The question to be asked is: Which is the better rendering?
It would be good to quote the British scholar and clergyman who produced the Emphasised Bible. In an early edition of his translation of the Christian Greek Scripture in a footnote to 1 Thessolonians 2:19, which he translated as, "For what [shall be] our hope or crown of boasting? [Shall] not even ye before our Lord Jesus at his arrival?[Gk.parousia]", we can read:
"The word parousia occurs twenty four times in the Greek New Testament, and is in this translation rendered "arrival" twenty times, and "presence" four: namely (1), "arrival," Mat.xxiv.3,27,37,39; 1Co.xv.23; xvi.17; 2 Co.vii.6,7; 1 Thes.ii.19; ii.13; iv.15; v.23; 2Thes.ii.1,8,9; Ja.v.7,8;2 Pe.iii.4.12; 1Jn.ii.28; and (2), "presence," 2 Co.x.10; Phi.i.26; 11.12; and 2 Pe.i.26. The sense of "presence" is so plainly shown by the contrast with "absence," implied in 2 Co.x.10, and expressed in Phi.ii.12, that the question may be asked, why not always so render it?
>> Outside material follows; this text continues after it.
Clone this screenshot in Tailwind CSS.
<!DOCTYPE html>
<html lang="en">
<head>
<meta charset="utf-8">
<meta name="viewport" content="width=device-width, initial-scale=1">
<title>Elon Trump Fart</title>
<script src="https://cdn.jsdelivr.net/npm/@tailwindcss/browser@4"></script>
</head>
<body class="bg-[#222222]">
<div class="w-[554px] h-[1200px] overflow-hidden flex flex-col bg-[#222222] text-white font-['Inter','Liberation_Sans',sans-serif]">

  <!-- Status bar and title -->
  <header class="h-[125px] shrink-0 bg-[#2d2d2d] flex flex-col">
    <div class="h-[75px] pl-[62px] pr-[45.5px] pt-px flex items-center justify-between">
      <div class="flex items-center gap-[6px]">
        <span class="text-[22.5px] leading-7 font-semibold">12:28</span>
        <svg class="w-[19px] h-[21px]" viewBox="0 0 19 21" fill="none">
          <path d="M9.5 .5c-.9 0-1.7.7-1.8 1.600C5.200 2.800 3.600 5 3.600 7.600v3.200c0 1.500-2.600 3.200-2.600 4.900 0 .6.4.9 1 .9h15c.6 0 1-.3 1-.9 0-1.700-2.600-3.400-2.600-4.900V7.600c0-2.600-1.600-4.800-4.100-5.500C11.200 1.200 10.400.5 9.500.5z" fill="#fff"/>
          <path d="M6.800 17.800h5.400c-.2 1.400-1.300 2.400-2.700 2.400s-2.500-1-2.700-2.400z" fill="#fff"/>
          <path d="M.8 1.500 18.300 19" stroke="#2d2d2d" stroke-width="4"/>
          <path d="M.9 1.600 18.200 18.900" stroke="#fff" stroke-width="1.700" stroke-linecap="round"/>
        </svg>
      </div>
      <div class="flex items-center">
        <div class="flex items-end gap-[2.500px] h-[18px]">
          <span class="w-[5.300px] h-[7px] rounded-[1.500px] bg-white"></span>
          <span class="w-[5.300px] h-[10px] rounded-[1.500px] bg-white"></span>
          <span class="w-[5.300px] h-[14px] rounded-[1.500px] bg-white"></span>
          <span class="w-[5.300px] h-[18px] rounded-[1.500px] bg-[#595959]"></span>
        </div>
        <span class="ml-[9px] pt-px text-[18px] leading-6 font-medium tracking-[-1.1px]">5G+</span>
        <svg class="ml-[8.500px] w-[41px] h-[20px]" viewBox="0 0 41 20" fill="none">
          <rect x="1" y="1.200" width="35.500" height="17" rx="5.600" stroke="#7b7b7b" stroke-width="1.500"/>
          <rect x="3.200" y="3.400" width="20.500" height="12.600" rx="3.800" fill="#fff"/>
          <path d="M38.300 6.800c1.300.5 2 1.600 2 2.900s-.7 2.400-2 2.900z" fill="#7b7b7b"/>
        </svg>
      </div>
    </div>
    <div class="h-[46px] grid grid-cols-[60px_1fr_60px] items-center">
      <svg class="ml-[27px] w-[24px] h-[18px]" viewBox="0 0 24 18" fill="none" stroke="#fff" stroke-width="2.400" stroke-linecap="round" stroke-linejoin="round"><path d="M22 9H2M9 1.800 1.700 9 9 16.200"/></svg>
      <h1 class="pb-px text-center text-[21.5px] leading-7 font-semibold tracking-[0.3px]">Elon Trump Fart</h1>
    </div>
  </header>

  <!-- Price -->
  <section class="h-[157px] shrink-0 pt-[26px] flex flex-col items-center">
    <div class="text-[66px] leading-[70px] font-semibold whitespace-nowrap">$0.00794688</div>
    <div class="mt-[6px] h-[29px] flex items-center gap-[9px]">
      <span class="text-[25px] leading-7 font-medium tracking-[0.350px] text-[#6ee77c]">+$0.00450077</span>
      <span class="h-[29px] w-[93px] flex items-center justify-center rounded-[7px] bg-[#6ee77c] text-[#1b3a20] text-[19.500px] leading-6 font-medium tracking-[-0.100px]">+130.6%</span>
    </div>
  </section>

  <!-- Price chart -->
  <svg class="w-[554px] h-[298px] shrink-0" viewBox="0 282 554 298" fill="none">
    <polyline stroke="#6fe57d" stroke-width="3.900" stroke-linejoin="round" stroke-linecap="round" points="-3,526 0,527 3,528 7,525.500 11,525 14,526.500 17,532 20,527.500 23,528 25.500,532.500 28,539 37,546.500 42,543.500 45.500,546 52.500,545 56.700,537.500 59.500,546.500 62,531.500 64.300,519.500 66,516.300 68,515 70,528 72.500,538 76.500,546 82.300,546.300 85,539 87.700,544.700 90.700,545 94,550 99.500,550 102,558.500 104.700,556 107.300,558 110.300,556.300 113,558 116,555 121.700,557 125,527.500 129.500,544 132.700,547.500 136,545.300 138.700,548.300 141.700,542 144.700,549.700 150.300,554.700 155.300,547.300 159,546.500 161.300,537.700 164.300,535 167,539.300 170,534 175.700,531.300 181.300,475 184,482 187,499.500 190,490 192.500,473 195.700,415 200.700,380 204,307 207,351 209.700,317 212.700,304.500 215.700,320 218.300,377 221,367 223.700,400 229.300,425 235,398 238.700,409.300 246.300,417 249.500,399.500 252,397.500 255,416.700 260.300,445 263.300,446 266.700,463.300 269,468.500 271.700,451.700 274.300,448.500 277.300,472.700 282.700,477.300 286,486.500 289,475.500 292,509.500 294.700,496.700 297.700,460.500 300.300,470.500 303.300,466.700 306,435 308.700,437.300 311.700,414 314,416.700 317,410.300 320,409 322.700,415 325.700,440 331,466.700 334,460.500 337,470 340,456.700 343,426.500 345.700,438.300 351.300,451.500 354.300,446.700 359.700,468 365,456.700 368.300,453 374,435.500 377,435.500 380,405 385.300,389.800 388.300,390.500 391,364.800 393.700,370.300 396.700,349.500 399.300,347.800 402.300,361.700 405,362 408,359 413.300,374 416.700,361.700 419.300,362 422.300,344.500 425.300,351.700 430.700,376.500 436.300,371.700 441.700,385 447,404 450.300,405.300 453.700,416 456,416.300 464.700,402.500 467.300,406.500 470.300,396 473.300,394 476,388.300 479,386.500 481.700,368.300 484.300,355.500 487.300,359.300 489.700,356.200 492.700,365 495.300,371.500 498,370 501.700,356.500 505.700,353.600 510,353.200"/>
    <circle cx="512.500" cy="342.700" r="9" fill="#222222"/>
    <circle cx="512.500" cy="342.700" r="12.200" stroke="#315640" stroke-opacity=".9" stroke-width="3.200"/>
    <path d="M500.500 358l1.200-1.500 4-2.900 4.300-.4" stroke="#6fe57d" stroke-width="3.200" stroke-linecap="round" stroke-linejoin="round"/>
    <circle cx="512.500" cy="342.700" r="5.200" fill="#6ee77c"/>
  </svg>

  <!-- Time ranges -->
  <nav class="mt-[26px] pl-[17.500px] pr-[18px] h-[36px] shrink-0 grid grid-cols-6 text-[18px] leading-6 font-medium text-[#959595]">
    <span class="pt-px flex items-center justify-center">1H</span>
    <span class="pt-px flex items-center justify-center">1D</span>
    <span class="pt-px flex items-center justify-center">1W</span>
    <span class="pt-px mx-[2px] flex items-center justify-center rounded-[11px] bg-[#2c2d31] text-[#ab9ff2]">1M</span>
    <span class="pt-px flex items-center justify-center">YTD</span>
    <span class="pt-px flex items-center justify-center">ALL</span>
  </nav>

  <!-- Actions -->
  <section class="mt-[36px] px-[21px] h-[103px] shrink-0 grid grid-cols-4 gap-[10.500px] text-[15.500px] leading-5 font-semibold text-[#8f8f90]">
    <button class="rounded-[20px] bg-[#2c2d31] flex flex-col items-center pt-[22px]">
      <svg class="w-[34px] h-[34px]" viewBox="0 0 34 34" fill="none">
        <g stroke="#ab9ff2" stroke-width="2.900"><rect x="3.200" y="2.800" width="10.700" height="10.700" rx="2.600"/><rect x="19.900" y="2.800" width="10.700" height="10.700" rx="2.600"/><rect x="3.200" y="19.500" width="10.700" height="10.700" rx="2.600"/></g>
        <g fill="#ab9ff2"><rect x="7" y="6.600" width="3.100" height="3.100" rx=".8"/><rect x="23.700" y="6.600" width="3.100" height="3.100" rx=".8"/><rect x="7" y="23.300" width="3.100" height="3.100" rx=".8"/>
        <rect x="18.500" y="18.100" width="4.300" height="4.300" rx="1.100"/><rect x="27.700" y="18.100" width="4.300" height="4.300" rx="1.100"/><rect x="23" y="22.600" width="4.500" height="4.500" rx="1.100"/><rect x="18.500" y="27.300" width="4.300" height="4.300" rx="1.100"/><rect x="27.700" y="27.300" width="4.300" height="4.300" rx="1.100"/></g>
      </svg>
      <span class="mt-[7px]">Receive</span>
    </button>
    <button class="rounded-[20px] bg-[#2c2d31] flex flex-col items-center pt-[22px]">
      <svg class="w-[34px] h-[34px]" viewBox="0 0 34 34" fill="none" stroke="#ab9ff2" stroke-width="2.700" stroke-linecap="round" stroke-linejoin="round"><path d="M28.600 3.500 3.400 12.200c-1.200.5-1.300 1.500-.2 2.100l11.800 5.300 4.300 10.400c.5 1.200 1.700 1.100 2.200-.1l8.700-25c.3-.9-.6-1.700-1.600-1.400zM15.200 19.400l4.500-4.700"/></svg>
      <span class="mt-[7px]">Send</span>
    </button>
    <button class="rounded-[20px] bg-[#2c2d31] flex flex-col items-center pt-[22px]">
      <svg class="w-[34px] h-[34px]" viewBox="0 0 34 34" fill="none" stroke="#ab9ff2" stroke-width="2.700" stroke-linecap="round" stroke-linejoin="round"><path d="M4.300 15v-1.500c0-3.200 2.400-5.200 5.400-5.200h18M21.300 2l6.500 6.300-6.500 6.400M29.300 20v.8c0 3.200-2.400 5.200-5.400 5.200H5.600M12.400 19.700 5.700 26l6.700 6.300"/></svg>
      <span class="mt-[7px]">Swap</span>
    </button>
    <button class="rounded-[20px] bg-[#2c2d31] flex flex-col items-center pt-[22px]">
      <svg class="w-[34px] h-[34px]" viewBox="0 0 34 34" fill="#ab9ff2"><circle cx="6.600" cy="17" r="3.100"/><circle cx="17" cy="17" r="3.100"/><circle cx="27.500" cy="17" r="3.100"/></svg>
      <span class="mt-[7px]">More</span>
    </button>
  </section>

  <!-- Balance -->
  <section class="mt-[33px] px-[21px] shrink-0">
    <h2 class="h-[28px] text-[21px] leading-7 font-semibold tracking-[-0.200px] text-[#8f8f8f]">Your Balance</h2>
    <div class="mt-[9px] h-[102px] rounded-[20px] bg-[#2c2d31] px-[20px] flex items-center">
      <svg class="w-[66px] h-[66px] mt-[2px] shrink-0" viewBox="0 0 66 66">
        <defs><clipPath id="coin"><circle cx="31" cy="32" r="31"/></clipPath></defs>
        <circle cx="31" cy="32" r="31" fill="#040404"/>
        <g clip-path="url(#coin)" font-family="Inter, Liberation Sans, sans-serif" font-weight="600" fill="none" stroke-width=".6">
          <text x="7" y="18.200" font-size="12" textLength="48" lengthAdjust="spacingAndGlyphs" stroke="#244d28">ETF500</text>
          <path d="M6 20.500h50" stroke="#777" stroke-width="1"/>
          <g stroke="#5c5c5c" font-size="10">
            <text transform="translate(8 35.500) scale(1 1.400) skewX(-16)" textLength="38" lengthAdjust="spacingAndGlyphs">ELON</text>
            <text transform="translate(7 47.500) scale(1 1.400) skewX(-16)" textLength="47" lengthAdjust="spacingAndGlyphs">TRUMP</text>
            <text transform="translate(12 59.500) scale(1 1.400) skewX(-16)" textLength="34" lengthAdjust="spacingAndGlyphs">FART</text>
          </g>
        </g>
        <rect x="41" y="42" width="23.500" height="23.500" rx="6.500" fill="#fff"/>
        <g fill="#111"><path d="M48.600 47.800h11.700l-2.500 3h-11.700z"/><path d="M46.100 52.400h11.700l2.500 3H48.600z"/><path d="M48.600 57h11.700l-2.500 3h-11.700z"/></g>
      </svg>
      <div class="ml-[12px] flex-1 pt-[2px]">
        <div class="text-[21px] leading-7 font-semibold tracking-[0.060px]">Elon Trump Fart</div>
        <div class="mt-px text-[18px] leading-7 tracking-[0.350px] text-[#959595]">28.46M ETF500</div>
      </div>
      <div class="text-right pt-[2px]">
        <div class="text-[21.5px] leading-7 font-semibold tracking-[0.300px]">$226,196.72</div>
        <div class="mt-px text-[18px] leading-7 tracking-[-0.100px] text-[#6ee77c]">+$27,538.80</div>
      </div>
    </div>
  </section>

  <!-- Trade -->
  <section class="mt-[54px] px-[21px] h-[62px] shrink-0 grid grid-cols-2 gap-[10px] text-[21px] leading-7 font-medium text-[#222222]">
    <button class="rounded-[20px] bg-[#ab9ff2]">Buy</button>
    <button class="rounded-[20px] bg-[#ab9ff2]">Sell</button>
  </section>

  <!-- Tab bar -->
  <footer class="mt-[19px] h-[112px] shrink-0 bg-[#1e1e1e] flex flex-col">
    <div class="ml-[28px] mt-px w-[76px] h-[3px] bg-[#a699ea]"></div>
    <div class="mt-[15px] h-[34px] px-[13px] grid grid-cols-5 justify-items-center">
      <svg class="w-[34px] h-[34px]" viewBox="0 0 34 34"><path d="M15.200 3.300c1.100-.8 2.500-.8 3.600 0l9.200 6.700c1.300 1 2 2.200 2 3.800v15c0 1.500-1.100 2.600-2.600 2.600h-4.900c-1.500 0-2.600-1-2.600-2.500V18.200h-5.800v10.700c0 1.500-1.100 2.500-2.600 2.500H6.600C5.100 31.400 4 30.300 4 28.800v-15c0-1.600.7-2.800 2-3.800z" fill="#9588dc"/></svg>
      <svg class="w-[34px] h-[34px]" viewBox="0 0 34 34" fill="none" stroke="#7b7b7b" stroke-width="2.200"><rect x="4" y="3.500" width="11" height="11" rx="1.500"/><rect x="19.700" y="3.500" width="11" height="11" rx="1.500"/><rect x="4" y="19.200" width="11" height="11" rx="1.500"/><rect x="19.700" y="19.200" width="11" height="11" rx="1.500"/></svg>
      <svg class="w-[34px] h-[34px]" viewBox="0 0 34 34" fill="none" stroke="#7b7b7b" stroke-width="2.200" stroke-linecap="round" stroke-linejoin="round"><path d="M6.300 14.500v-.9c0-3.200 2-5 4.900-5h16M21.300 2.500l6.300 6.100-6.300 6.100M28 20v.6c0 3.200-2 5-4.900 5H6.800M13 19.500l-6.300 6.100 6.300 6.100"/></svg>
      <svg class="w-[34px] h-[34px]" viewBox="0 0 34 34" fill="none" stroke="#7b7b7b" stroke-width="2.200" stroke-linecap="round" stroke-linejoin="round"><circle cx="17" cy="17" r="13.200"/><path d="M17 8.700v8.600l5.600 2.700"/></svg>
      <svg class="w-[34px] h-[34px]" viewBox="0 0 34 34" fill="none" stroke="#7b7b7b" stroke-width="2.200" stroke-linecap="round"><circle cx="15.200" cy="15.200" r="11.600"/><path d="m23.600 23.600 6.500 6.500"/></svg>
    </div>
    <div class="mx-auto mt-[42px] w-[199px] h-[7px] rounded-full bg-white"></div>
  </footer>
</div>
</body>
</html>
The answer is, because parousia, in some cases, plainly marks an event rather than a condition, a transitional point rather than a continous line. Take for example, 1 Co.xv.23. Here are three points: first, Christ's resurrection; second, his PAROUSIA; third, his delivering up of the kingdom, etc. The parousia will not fall into series, will not file off a "rank" in the resurrection, except as a point. Hence, for this place, "presence," a state , is not the word: "coming" or "arrival" may be. For "coming," eleusis would be the word, covering the entire line of movement, from, to. Beside, "coming" is not so near to "presence" as "arrival" is, since the latter seizes the very next thing to "presence," the point of junction between "coming" and "presence:" it is the termination of the process of coming, the beginning of the state of being present. "Arrival" is the decisive word: "the forthshining of his arrival"(2 Thes.ii.8)altogether satisfies the unbiased mind. "Advent" is a good word; but the looseness of usage would almost certainly conceal it's exact force. "Arrival," familiar, but not undignified, arrests the mind with a clear and striking significance. For reasons in favour of "presence," 2 Pe..i.16,see note there."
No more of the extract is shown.